Ulusalcı olduklarını söyleyenlerin târiflerine göre ulusal kelimesi;
‘Kemalist devrimden yana olmayı, çağdaşlaşmayı, bağımsızlığı, barışçıl olmayı, emperyalizm karşıtı olmayı, yurtseverliği, halkçılığı, belli bir coğrafya üzerinde oturan halkın mutluluğunu istemeyi, olanakların dağılımında birleşmeyi, planlı iktisâdî hayatı, sosyal devlet ana hedefini, sağlık ve eğitim hizmetlerinin ücretsiz olmasını, özelleştirme ve yabancı sermaye karşıtlığını, işçinin - emekçinin - çiftçinin haklarından yana olmayı, çağdaş hukukun hâkimiyetinin ve ahlâk anlayışının vazgeçilmezliğini’ anlatmaktadır.

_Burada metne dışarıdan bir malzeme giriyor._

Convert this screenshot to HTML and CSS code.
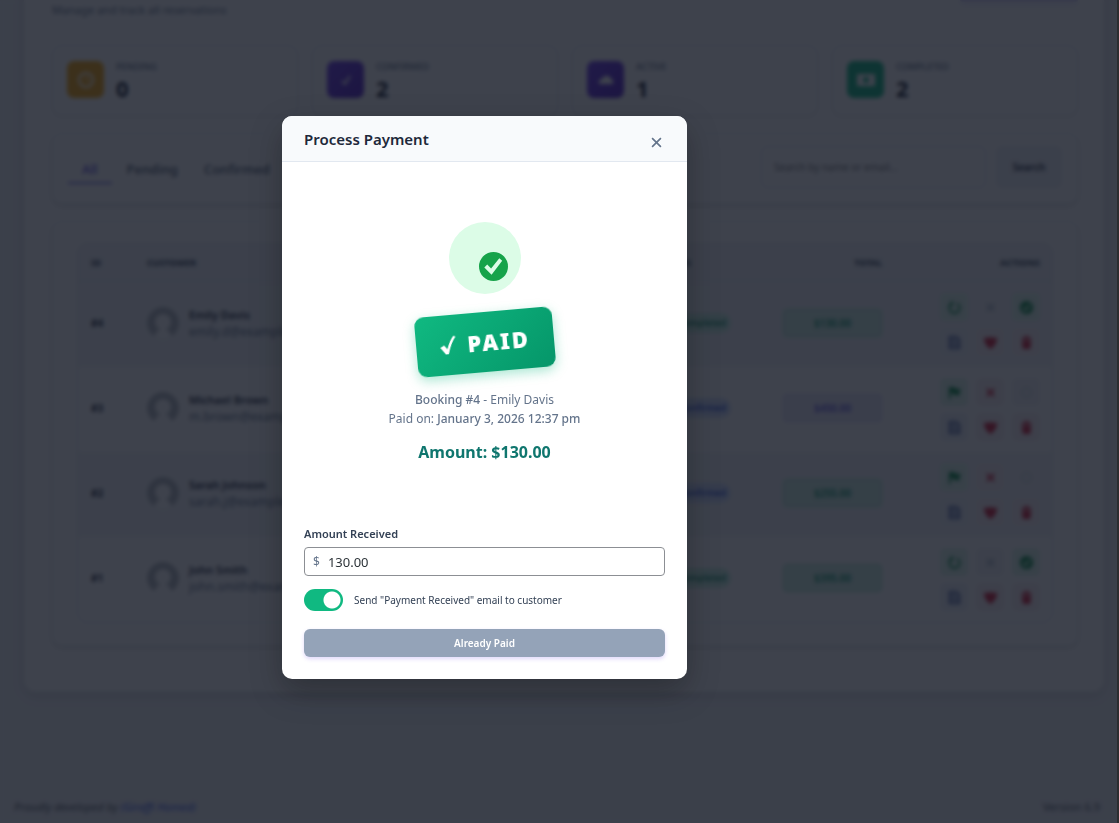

Bunların bir kısmına elbette itiraz edilemez. Târih şuuru, millî eğitim, doğru - temiz ve güzel Türkçe, milletimizin millî ve mânevî değerlerine saygı ve ahlâk kavramlarının bulunmayışı, ahlâkî çöküntüden, dildeki yozlaşmadan endişe duyulmamış olması… gibi hususların bulunmayışı dikkat çekiyor.
‘Etik’ kelimesi ‘ahlâk’ kelimesinin mânâsını karşılamakta yetersiz kalmaktadır. ‘Ahlâk’ kelimesi, mânâ zenginliğini ve derinliğini inanç kültüründen alır. Etik kelimesi ise kişinin vicdanından… Durum böyle olunca, ‘etik’ kelimesinde genel kabul görmüş bir uygulama bulmak mümkün olamaz. Kişiden kişiye değişen bir etik anlayışı söz konusudur.
Bir hakkın teslimi bâbında mutlaka belirtilmeli ki; umdeler itibâriyle ulusalcılar arasında tam bir mutabakat yoktur. Milliyetçilerin benimsediği umdelerin çoğu, ‘ulusalcı’ olarak bilinen bâzı kişiler tarafından da vazgeçilmez hedefler olarak kabul edilmektedir. Bu sebeple ve elbette, küreselcilere nazaran, kendilerini ‘ulusalcı’ olarak tanımlayanlar, milliyetçilere çok daha yakın bir yerdedirler.